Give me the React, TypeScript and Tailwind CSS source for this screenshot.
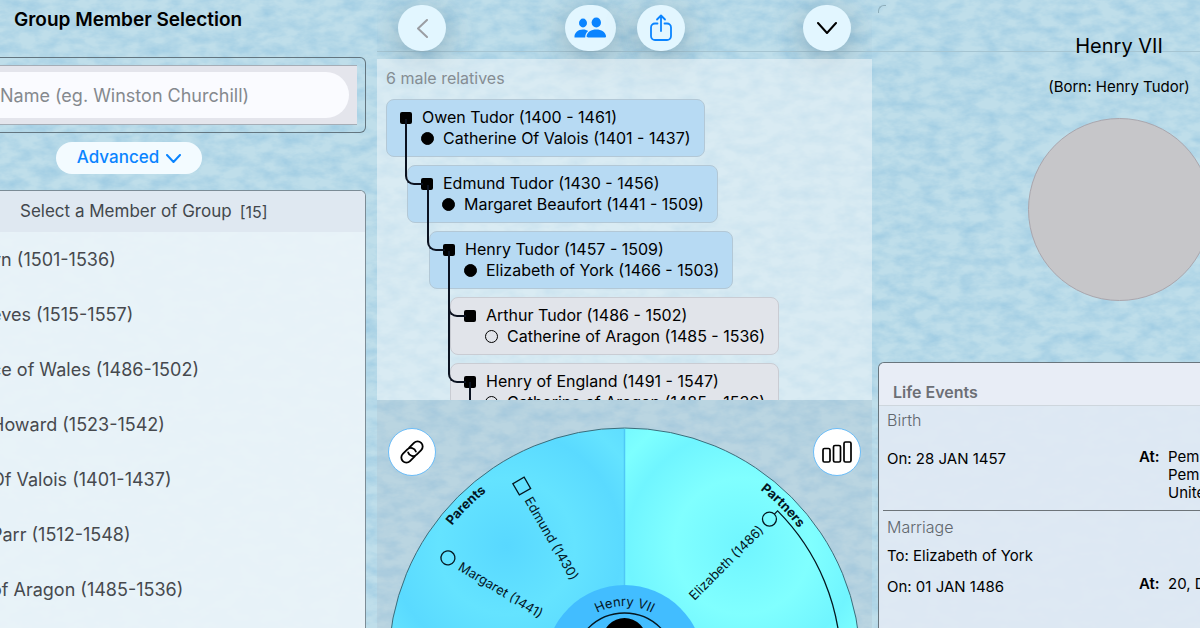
import React from 'react';
import clsx from 'clsx';

type Person = {
  name: string;
  spouse: string;
  depth: number;
  direct: boolean;
  // how many rows up the parent card is
  parentRows: number;
  hasChildren?: boolean;
};

const members = [
  'yn (1501-1536)',
  'eves (1515-1557)',
  'ce of Wales (1486-1502)',
  'Howard (1523-1542)',
  'Of Valois (1401-1437)',
  'Parr (1512-1548)',
  'of Aragon (1485-1536)',
];

const relatives: Person[] = [
  { name: 'Owen Tudor (1400 - 1461)', spouse: 'Catherine Of Valois (1401 - 1437)', depth: 0, direct: true, parentRows: 0 },
  { name: 'Edmund Tudor (1430 - 1456)', spouse: 'Margaret Beaufort (1441 - 1509)', depth: 1, direct: true, parentRows: 1 },
  { name: 'Henry Tudor (1457 - 1509)', spouse: 'Elizabeth of York (1466 - 1503)', depth: 2, direct: true, parentRows: 1 },
  { name: 'Arthur Tudor (1486 - 1502)', spouse: 'Catherine of Aragon (1485 - 1536)', depth: 3, direct: false, parentRows: 1 },
  { name: 'Henry of England (1491 - 1547)', spouse: 'Catherine of Aragon (1485 - 1536)', depth: 3, direct: false, parentRows: 2, hasChildren: true },
];

const indents = ['ml-0', 'ml-[21px]', 'ml-[43px]', 'ml-[64px]'];
const connectorSpans = ['hidden', '-top-[47px] h-[66px]', '-top-[113px] h-[132px]'];

const PaperTexture: React.FC = () => (
  <svg className="absolute inset-0 w-full h-full" aria-hidden="true">
    <filter id="paper" x="0" y="0" width="100%" height="100%" colorInterpolationFilters="sRGB">
      <feTurbulence type="fractalNoise" baseFrequency="0.05 0.09" numOctaves="4" seed="8" />
      <feColorMatrix values="0 0 0 0 0.54  0 0 0 0 0.75  0 0 0 0 0.87  1 0 0 0 -0.33" />
    </filter>
    <rect width="100%" height="100%" filter="url(#paper)" />
  </svg>
);

const Chevron: React.FC<{ direction: 'down' | 'left'; width: number; height: number; color: string }> = ({ direction, width, height, color }) => (
  <svg width={width} height={height} viewBox={`0 0 ${width} ${height}`} fill="none" stroke={color} strokeWidth="2" strokeLinecap="round" strokeLinejoin="round" aria-hidden="true">
    <path d={direction === 'down' ? `M1 1 ${width / 2} ${height - 1} ${width - 1} 1` : `M${width - 1} 1 1 ${height / 2} ${width - 1} ${height - 1}`} />
  </svg>
);

const PeopleIcon: React.FC = () => (
  <svg width="32" height="22" viewBox="0 0 32 22" fill="#0a84ff" aria-hidden="true">
    <ellipse cx="9" cy="6" rx="4" ry="4.4" />
    <path d="M.5 20.500c-.4-4.500 3.500-8 8.500-8 2.200 0 3.900.6 5.200 1.600-2 1.500-3 3.600-3 6.400z" />
    <ellipse cx="22.300" cy="5.500" rx="4.700" ry="5.100" />
    <path d="M14 20.500c-1 0-1.500-.5-1.400-1.400.4-4 4.600-6.700 9.700-6.700s9.300 2.700 9.700 6.700c.1.900-.4 1.400-1.400 1.400z" />
  </svg>
);

const ShareIcon: React.FC = () => (
  <svg width="24" height="28" viewBox="0 0 24 28" fill="none" stroke="#0a84ff" strokeWidth="1.800" strokeLinecap="round" strokeLinejoin="round" aria-hidden="true">
    <path d="M8.500 9.500H6A4 4 0 0 0 2 13.500v8.500a4 4 0 0 0 4 4h12a4 4 0 0 0 4-4v-8.500a4 4 0 0 0-4-4h-2.500" />
    <path d="M12 17V2M8 5.500 12 1.500l4 4" />
  </svg>
);

const LinkIcon: React.FC = () => (
  <svg width="34" height="34" viewBox="0 0 28 28" fill="none" stroke="#000" strokeWidth="1.500" strokeLinecap="round" aria-hidden="true">
    <g transform="rotate(-45 14 14)">
      <path d="M13 18.200H7.500a4.200 4.200 0 0 1 0-8.400h5.300a4.200 4.200 0 0 1 3.700 6.200" />
      <path d="M15 9.800H20.500a4.200 4.200 0 0 1 0 8.400h-5.300a4.200 4.200 0 0 1-3.700-6.200" />
    </g>
  </svg>
);

const BarsIcon: React.FC = () => (
  <svg width="30" height="22" viewBox="0 0 30 22" fill="none" stroke="#000" strokeWidth="1.700" aria-hidden="true">
    <rect x="1" y="7.500" width="7" height="13.500" rx="1.500" />
    <rect x="11.500" y="4.500" width="7" height="16.500" rx="1.500" />
    <rect x="22" y="1" width="7" height="20" rx="1.500" />
  </svg>
);

const RoundButton: React.FC<{ label: string; className?: string; children: React.ReactNode }> = ({ label, className, children }) => (
  <button
    aria-label={label}
    className={clsx(
      'h-[46px] rounded-full bg-[#e2f6ff] flex items-center justify-center shadow-[0_8px_32px_rgba(50,80,100,0.35)]',
      className ?? 'w-12'
    )}
  >
    {children}
  </button>
);

const FloatButton: React.FC<{ label: string; className: string; children: React.ReactNode }> = ({ label, className, children }) => (
  <button
    aria-label={label}
    className={clsx('absolute top-7 size-12 rounded-full bg-white border border-[#6cbdf8] flex items-center justify-center', className)}
  >
    {children}
  </button>
);

const RelativeCard: React.FC<{ person: Person }> = ({ person }) => (
  <li
    className={clsx(
      'relative w-fit h-[58px] rounded-lg border pt-[7px] px-[13px] text-base leading-[21px]',
      indents[person.depth],
      person.direct ? 'bg-[#b7daf3] border-[#b3c8d6]' : 'bg-[#e1e4ea] border-[#c9ccd3]'
    )}
  >
    <span className={clsx('absolute -left-[3px] w-[18px] border-l-2 border-b-2 border-[#0b1220] rounded-bl-[9px]', connectorSpans[person.parentRows])} />
    {person.hasChildren && <span className="absolute left-[18px] top-[18px] w-0.5 h-10 bg-[#0b1220]" />}
    <div className="flex items-center">
      <span className="size-3 mr-2.5 rounded-xs bg-black" />
      {person.name}
    </div>
    <div className="flex items-center pl-[21px]">
      <span className={clsx('size-[13px] mr-[9px] rounded-full border-[1.5px] border-black', person.direct && 'bg-black')} />
      {person.spouse}
    </div>
  </li>
);

// Coordinates are relative to the centre of the wheel
const FamilyWheel: React.FC = () => (
  <svg viewBox="0 0 495 228" className="w-full block" fontFamily="Inter, sans-serif" fontSize="13" fill="#04161f">
    <defs>
      <radialGradient id="parents" gradientUnits="userSpaceOnUse" cx="-118" cy="-118" r="170">
        <stop offset="0" stopColor="#58d8ff" />
        <stop offset="0.4" stopColor="#64e3ff" />
        <stop offset="0.68" stopColor="#5adaff" />
        <stop offset="0.85" stopColor="#64e3ff" />
        <stop offset="1" stopColor="#5edcff" />
      </radialGradient>
      <radialGradient id="partners" gradientUnits="userSpaceOnUse" cx="118" cy="-118" r="170">
        <stop offset="0" stopColor="#70f5ff" />
        <stop offset="0.4" stopColor="#80ffff" />
        <stop offset="0.68" stopColor="#70f5ff" />
        <stop offset="0.85" stopColor="#7dffff" />
        <stop offset="1" stopColor="#74f8ff" />
      </radialGradient>
      <path id="rim" d="M-221 0A221 221 0 0 1 221 0" />
      <path id="hub" d="M-58 0A58 58 0 0 1 58 0" />
    </defs>
    <g transform="translate(247.500 264)">
      <path d="M0 0H-236A236 236 0 0 1 0-236z" fill="url(#parents)" />
      <path d="M0 0V-236A236 236 0 0 1 236 0z" fill="url(#partners)" />
      <circle r="236" fill="none" stroke="#3d6c7a" strokeWidth="1" />
      <path d="M0-235V0" stroke="#4fc8f6" strokeWidth="1.500" />

      <text fontWeight="700">
        <textPath href="#rim" startOffset="25%" textAnchor="middle">Parents</textPath>
      </text>
      <text fontWeight="700">
        <textPath href="#rim" startOffset="75%" textAnchor="middle">Partners</textPath>
      </text>

      <g transform="rotate(60)">
        <rect x="-212" y="-6.500" width="13" height="13" fill="none" stroke="#04161f" strokeWidth="1.300" />
        <text x="-192" y="5">Edmund (1430)</text>
      </g>
      <g transform="rotate(31)">
        <circle cx="-206" r="7" fill="none" stroke="#04161f" strokeWidth="1.300" />
        <text x="-192" y="5">Margaret (1441)</text>
      </g>
      <g transform="rotate(-45)">
        <circle cx="205" r="7" fill="none" stroke="#04161f" strokeWidth="1.300" />
        <path d="M212 0H216.500A216.500 216.500 0 0 1 153 153" fill="none" stroke="#04161f" strokeWidth="1.300" />
        <text x="193" y="5" textAnchor="end">Elizabeth (1486)</text>
      </g>

      <circle r="79" fill="#42bdff" />
      <circle r="51" fill="none" stroke="#04161f" strokeWidth="1.300" />
      <circle cy="-24" r="22" fill="#000" />
      <text>
        <textPath href="#hub" startOffset="50%" textAnchor="middle">Henry VII</textPath>
      </text>
    </g>
  </svg>
);

const MemberPicker: React.FC = () => (
  <section className="flex flex-col pr-[11px] overflow-hidden">
    <h1 className="pl-3.5 mt-2 text-[19px] leading-6 font-semibold text-black whitespace-nowrap">Group Member Selection</h1>

    <div className="mt-[25px] h-[76px] py-[7px] pr-2 border border-l-0 border-[#63757f] rounded-r-md">
      <div className="h-full py-1.5 pr-2 border-y border-[#a5adb6] bg-[#e4e5ec]">
        <input
          type="search"
          aria-label="Name"
          placeholder="Name (eg. Winston Churchill)"
          className="w-full h-full rounded-r-full bg-[#fafbff] text-lg placeholder:text-[#85898e] outline-none"
        />
      </div>
    </div>

    <button className="mt-[9px] ml-14 w-[146px] h-8 shrink-0 rounded-full bg-[#f3fbff] text-[#0a84ff] text-[17px] font-medium flex items-center justify-center gap-[7px]">
      Advanced
      <Chevron direction="down" width={15} height={9} color="#0a84ff" />
    </button>

    <div className="mt-4 flex-1 border border-l-0 border-b-0 border-[#7b8c96] rounded-tr-md bg-[#eaf3f9]/95 overflow-hidden">
      <h2 className="h-[41px] pl-5 flex items-center gap-2 bg-[#dfe8f1] text-[17px] text-[#42474c]">
        Select a Member of Group <span className="text-base">[15]</span>
      </h2>
      <ul className="-ml-[9px]">
        {members.map((member) => (
          <li key={member} className="h-[55px] flex items-center text-lg text-[#46494e] whitespace-nowrap">
            {member}
          </li>
        ))}
      </ul>
    </div>
  </section>
);

const TreeColumn: React.FC = () => (
  <section className="flex flex-col overflow-hidden">
    <header className="h-[52px] shrink-0 px-[21px] flex items-end justify-between border-b border-[#a6c5d2]">
      <RoundButton label="Back">
        <Chevron direction="left" width={11} height={19} color="#9a9da3" />
      </RoundButton>
      <div className="flex gap-[21px]">
        <RoundButton label="Relatives" className="w-[51px]">
          <PeopleIcon />
        </RoundButton>
        <RoundButton label="Share">
          <ShareIcon />
        </RoundButton>
      </div>
      <RoundButton label="Collapse">
        <Chevron direction="down" width={20} height={12} color="#000" />
      </RoundButton>
    </header>

    <div className="mt-[7px] h-[341px] shrink-0 overflow-hidden bg-[#eef6fa]/55 px-[9px] pt-2">
      <p className="text-base leading-[22px] text-[#858d93]">6 male relatives</p>
      <ul className="mt-2.5 flex flex-col gap-2">
        {relatives.map((person) => (
          <RelativeCard key={person.name} person={person} />
        ))}
      </ul>
    </div>

    <div className="relative flex-1 bg-[#aebfcc]/30">
      <FamilyWheel />
      <FloatButton label="Link" className="left-[11px]">
        <LinkIcon />
      </FloatButton>
      <FloatButton label="Statistics" className="right-[11px]">
        <BarsIcon />
      </FloatButton>
    </div>
  </section>
);

const PersonDetails: React.FC = () => (
  <section className="relative overflow-hidden pl-1.5 flex flex-col">
    <div className="absolute inset-x-0 top-[51px] h-px bg-[#a6c5d2]" />
    <div className="absolute left-1.5 top-[5px] size-2 border-l border-t border-[#8eaebb] rounded-tl-md" />
    <div className="relative flex-1 flex flex-col w-[482px]">
      <h2 className="mt-8 text-center text-xl leading-7 text-black">Henry VII</h2>
      <p className="mt-4 text-center text-[15px] leading-[22px] text-black">(Born: Henry Tudor)</p>
      <div className="mt-5 mx-auto size-[183px] rounded-full bg-[#c6c6c9] border border-[#aaa6ad]" />

      <div className="mt-[61px] flex-1 border border-b-0 border-[#68757d] rounded-t-md bg-[#dfe9f3]/95 text-[15px] text-black">
        <h3 className="h-[43px] pt-[17px] pl-3.5 rounded-t-md bg-[#e8edf6] border-b border-[#ced6dd] text-base font-semibold leading-6 text-[#6c6f75]">
          Life Events
        </h3>
        <article className="h-[105px] ml-1 border-b border-[#6d7479]">
          <h4 className="pl-1 pt-0.5 text-base leading-6 font-light text-[#60666c]">Birth</h4>
          <div className="mt-4 pl-1 flex">
            <p className="w-[252px] pt-0.5 leading-[18px]">On: 28 JAN 1457</p>
            <strong className="w-[29px] font-semibold leading-[18px]">At:</strong>
            <p className="leading-[18px]">
              Pemb
              <br />
              Pemb
              <br />
              Unite
            </p>
          </div>
        </article>
        <article className="ml-1">
          <h4 className="pl-1 pt-1 text-base leading-6 font-light text-[#60666c]">Marriage</h4>
          <p className="mt-2 pl-1 leading-[18px]">To: Elizabeth of York</p>
          <div className="mt-2.5 pl-1 flex">
            <p className="w-[252px] pt-[3px] leading-[18px]">On: 01 JAN 1486</p>
            <strong className="w-[29px] font-semibold leading-[18px]">At:</strong>
            <p className="leading-[18px]">20, D</p>
          </div>
        </article>
      </div>
    </div>
  </section>
);

export default function App() {
  return (
    <div className="relative h-screen overflow-hidden bg-[#bfdeea] font-['Inter',sans-serif]">
      <PaperTexture />
      <main className="relative h-full grid grid-cols-[377fr_495fr_328fr]">
        <MemberPicker />
        <TreeColumn />
        <PersonDetails />
      </main>
    </div>
  );
}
==========
▶ _Requirements_:
Return only the lines running from the top of the data to the line that holds "const connectorSpans = ['hidden', '-top-[47px]". Include both of those lines, but skip the pictures.

▶ _Complete response_:
Give me the React, TypeScript and Tailwind CSS source for this screenshot.
import React from 'react';
import clsx from 'clsx';

type Person = {
  name: string;
  spouse: string;
  depth: number;
  direct: boolean;
  // how many rows up the parent card is
  parentRows: number;
  hasChildren?: boolean;
};

const members = [
  'yn (1501-1536)',
  'eves (1515-1557)',
  'ce of Wales (1486-1502)',
  'Howard (1523-1542)',
  'Of Valois (1401-1437)',
  'Parr (1512-1548)',
  'of Aragon (1485-1536)',
];

const relatives: Person[] = [
  { name: 'Owen Tudor (1400 - 1461)', spouse: 'Catherine Of Valois (1401 - 1437)', depth: 0, direct: true, parentRows: 0 },
  { name: 'Edmund Tudor (1430 - 1456)', spouse: 'Margaret Beaufort (1441 - 1509)', depth: 1, direct: true, parentRows: 1 },
  { name: 'Henry Tudor (1457 - 1509)', spouse: 'Elizabeth of York (1466 - 1503)', depth: 2, direct: true, parentRows: 1 },
  { name: 'Arthur Tudor (1486 - 1502)', spouse: 'Catherine of Aragon (1485 - 1536)', depth: 3, direct: false, parentRows: 1 },
  { name: 'Henry of England (1491 - 1547)', spouse: 'Catherine of Aragon (1485 - 1536)', depth: 3, direct: false, parentRows: 2, hasChildren: true },
];

const indents = ['ml-0', 'ml-[21px]', 'ml-[43px]', 'ml-[64px]'];
const connectorSpans = ['hidden', '-top-[47px] h-[66px]', '-top-[113px] h-[132px]'];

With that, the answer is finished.